The Context Behind Hitler's WWI Lovechild
Newspapers are abuzz over the news that Adolf Hitler may have fathered a son with a French teenager while serving in the German Army during the First World War. According to the initial story in the French magazine, Le Point, Hitler, while serving in a Bavarian infantry unit near Seboncourt, met a sixteen-year-old French girl named Charlotte Lobjoie. After meeting and becoming friendly, a night of drinking in 1917 led to the conception of a boy, Jean-Marie Loret, who later died in 1985.
Whether or not this particular story is true is unclear; there is certainly a tremendous amount of anecdotal and circumstantial evidence to support the possibility, but the picture is still murky. What is perfectly clear, however, is that such incidents happened frequently during the First World War, and are an important part of the war’s lasting resonance.

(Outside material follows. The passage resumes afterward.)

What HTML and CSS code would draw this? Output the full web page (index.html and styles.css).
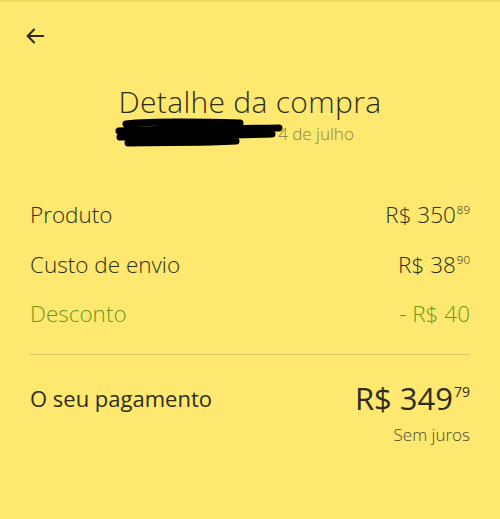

When Germany invaded France in August 1914, its armies entered into France’s Northeastern départements by crossing in through Belgium. Despite an initially rapid advance, they were finally halted at the Marne River in September 1914, just miles from Paris. Referred to as the “Miracle of the Marne”, the French victory (made possible in part by the famous “Taxis of the Marne,” Parisian cabs which desperately transported French soldiers to the front lines) marked the beginning of the war as it is popularly known—a relatively stagnant affair of opposing trenches. Critically, these new battle lines left ten départements either partially or totally occupied by Germany, a significant portion of French territory containing over 2 million French citizens. For roughly four years, the German forces occupied these areas, prompting a wave of fears about relationships between German soldiers and French women.
Such fears appear in one of the earliest and most famous pieces of French First World War fiction. Published in 1916, Le Feu (in English it was changed to Under Fire) was the work of Henri Barbusse, a French writer who had voluntarily enlisted in 1914 at the age of 41. Despite a later turn to communism, Barbusse’s political leanings in Le Feu tend towards a form of populism, and his work unflinchingly describes the monotony, horror, and disconnections of the war. One of these disconnections was that of French soldiers from the now German occupied territories, who sometimes fought only several miles from their former homes. One of Barbusse’s characters, Poterloo, is exactly this, and we later learn of his heartbreak when, after sneaking behind enemy lines, he finds his wife and child fraternizing with German soldiers—“She was smiling, she was happy. She seemed contented besides these Boche corporals…I managed to see my kid holding out her hands to a fat gent in a braided uniform and trying to climb on his lap.” Almost all of Le Feu is drawn on Barbusse’s experiences—and French fears of Germans co-opting their loved ones was certainly a worry of many men.
German memoirs also mentioned interactions with French women. Ernst Jünger paused from describing the carnage around him in Storm of Steel to describe his friendship with a French teenage girl, a seventeen-year old whose father had been killed in the war. Whether Junger’s relationship was anything more than platonic is not clear, but in areas suddenly bereft of young French men, it’s not surprising that friendships and sexual relationships developed between German soldiers and French women.
Some historians, however, reject the idea of heavily consensual relationships, and argue that interactions between German soldiers and French women were aggressive, violent, and often far from consensual. Stéphane Audoin-Rouzeau and Annette Becker, in particular, have chronicled rape, sexual assault, forced labor, and the forced deportation of some French women around Easter 1916. This narrative intersects with the earliest stories of 1914—whether or not the German Army committed war crimes against Belgian and French civilians. In their controversial work, German Atrocities: 1914, the historians John Horne and Alan Kramer recorded 679 French civilians killed during the first month of the war, along with an unquantified number of rapes. French society furiously debated what to do with children fathered by German soldiers—but the end result was that the names and numbers of the “children of the barbarians” were kept hidden, and they were given full French citizenship.
As with many things, the true historical picture is probably a mix of consensual and forced relationships between German men and French women. Plenty of French women found German soldiers charming, attractive, and well-behaved, while many others suffered sexual assault and other demeaning treatment. Hitler’s relationship seems to have been something of the former—he painted and went on walks with Ms. Lobjoie. Regardless, this revelation serves as an important reminder that the First World War was much more than simply young men fighting in trenches.
A considerable part of France was occupied, and its inhabitants experienced a significantly different war than many of their compatriots. The story of collaboration and resistance in France during the Second World War is a popular theme, but important parallels lie in the First World War. Similarly, just as A Woman in Berlin has reminded a broader audience of the horrors of occupied Berlin in 1945, we need to be mindful that the First World War was more than just trenches and poets. The residents of occupied France suffered deeply from 1914-1918, and memories of this certainly influenced popular opinion throughout the 1930s.
As is often the case, much of what we have come to associate with the Second World War had—like Hitler himself—deep roots in the First World War, the crucible of Europe’s twentieth century.